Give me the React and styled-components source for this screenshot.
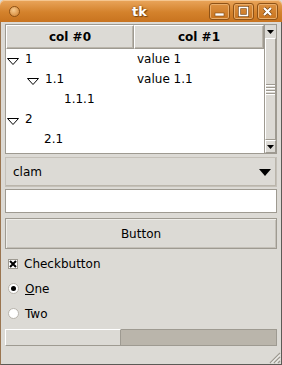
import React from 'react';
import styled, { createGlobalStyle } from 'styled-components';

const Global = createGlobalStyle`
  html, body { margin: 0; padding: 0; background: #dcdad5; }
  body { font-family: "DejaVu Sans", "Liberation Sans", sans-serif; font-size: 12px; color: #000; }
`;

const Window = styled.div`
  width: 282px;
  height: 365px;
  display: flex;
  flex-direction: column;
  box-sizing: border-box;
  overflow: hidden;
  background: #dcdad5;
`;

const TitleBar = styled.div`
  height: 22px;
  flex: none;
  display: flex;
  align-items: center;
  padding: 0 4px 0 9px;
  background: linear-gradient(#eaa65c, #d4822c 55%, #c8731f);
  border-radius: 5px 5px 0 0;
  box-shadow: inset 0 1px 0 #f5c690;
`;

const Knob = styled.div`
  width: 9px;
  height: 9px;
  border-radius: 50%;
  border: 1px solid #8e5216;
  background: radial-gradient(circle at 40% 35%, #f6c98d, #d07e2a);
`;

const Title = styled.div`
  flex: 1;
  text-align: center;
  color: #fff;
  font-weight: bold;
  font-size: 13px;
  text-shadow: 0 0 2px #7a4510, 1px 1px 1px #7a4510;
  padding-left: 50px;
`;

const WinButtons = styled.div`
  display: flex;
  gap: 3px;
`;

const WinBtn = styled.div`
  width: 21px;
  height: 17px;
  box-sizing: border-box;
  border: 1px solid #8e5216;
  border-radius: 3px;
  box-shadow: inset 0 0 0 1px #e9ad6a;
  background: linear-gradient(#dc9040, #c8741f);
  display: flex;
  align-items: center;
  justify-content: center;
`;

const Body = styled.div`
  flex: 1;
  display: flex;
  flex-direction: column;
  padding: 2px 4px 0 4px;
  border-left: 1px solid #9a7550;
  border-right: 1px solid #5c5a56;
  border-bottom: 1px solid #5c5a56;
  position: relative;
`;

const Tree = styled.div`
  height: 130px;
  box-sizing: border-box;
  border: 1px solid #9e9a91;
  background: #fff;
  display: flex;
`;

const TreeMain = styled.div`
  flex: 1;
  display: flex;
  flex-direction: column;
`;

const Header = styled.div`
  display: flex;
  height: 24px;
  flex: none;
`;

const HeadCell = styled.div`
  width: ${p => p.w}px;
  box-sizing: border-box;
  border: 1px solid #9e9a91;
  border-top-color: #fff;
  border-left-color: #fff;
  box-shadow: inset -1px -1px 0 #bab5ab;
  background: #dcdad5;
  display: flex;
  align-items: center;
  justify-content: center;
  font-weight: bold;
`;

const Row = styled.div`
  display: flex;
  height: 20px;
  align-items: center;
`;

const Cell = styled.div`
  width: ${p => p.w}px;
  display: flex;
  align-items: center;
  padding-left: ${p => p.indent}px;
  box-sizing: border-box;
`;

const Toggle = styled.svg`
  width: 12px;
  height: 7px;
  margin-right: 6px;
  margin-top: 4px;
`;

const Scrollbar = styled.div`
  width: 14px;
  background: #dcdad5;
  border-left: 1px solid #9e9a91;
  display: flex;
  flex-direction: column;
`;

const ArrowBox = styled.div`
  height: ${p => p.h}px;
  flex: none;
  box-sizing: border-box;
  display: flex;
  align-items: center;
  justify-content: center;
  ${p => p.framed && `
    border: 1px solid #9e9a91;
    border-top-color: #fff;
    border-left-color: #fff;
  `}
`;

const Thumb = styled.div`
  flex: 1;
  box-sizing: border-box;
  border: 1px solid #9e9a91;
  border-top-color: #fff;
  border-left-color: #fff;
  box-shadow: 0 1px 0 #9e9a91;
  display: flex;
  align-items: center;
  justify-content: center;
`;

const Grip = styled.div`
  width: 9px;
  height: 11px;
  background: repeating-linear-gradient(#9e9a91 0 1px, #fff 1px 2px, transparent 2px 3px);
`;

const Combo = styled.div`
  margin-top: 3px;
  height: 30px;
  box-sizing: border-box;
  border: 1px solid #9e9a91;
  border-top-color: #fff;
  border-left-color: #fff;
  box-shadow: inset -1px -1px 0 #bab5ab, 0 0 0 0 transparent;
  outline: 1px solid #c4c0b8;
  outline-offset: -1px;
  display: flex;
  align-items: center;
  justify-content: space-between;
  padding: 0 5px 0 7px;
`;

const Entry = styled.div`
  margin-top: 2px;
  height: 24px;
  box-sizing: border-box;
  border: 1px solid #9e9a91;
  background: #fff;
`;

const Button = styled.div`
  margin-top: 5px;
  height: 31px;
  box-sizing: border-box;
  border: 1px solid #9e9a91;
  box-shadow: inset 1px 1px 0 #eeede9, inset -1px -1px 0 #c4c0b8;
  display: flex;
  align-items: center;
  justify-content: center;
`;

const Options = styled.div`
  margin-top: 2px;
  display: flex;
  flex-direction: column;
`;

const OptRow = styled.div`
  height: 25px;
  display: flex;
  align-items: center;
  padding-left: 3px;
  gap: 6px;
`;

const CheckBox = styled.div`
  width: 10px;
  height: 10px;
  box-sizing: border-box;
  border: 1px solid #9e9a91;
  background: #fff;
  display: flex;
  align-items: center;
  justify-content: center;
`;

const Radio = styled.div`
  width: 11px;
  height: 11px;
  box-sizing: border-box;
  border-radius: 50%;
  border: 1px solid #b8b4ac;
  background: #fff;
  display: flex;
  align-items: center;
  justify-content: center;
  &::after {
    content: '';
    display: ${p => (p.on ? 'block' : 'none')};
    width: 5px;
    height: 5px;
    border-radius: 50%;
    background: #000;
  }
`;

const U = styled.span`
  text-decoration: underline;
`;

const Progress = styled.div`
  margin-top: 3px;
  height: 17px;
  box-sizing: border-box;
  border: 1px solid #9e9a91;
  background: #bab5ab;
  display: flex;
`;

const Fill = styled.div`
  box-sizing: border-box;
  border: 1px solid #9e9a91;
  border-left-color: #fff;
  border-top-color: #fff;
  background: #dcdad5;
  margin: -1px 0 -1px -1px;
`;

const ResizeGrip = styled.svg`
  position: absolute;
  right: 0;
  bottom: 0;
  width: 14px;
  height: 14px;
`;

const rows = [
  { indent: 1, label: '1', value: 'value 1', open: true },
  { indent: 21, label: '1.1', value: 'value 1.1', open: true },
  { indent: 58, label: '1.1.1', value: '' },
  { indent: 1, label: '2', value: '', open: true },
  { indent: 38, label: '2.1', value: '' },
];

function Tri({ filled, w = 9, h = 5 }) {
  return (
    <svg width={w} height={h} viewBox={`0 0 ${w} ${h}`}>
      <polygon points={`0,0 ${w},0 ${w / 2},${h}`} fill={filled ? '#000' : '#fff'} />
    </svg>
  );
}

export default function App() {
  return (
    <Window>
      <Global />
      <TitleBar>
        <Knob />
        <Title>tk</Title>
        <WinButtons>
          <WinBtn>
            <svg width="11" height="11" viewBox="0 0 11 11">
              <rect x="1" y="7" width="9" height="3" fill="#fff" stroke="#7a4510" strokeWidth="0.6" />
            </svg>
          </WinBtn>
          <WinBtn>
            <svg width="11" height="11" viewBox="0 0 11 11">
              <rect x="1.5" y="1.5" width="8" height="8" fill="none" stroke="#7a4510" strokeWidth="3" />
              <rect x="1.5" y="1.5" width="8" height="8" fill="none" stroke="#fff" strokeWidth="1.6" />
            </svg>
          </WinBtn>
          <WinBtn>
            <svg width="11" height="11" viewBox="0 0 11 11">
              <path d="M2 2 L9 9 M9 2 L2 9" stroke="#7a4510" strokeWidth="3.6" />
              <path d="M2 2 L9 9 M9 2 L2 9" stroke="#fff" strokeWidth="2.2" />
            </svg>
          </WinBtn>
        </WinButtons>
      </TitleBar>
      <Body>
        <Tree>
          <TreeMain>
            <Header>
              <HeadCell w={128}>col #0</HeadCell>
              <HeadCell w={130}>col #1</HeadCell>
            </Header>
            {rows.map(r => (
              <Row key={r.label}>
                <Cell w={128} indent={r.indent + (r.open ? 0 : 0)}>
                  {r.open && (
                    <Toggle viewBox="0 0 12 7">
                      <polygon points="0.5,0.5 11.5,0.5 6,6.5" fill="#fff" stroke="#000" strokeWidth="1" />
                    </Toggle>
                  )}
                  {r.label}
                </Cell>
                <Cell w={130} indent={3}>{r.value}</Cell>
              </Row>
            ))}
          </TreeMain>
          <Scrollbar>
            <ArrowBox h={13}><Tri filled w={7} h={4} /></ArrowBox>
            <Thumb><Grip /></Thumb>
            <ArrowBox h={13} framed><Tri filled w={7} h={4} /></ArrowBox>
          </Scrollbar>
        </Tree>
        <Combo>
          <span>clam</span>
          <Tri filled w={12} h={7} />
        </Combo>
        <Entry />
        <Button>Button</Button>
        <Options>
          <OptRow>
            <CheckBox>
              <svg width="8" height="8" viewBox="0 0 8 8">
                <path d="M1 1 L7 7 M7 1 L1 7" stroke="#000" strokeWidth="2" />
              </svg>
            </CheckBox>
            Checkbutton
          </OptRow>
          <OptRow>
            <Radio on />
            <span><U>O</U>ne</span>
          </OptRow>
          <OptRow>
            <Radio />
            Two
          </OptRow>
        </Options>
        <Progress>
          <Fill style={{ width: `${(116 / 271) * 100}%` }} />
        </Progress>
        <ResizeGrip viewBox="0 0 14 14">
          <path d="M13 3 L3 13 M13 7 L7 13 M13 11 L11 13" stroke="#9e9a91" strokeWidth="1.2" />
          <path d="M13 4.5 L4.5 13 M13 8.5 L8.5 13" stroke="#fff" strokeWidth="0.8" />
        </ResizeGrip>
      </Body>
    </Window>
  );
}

## What you have to do
Identify the lines that contain the string "components", and copy every one of them.

## Answer below
Give me the React and styled-components source for this screenshot.
import styled, { createGlobalStyle } from 'styled-components';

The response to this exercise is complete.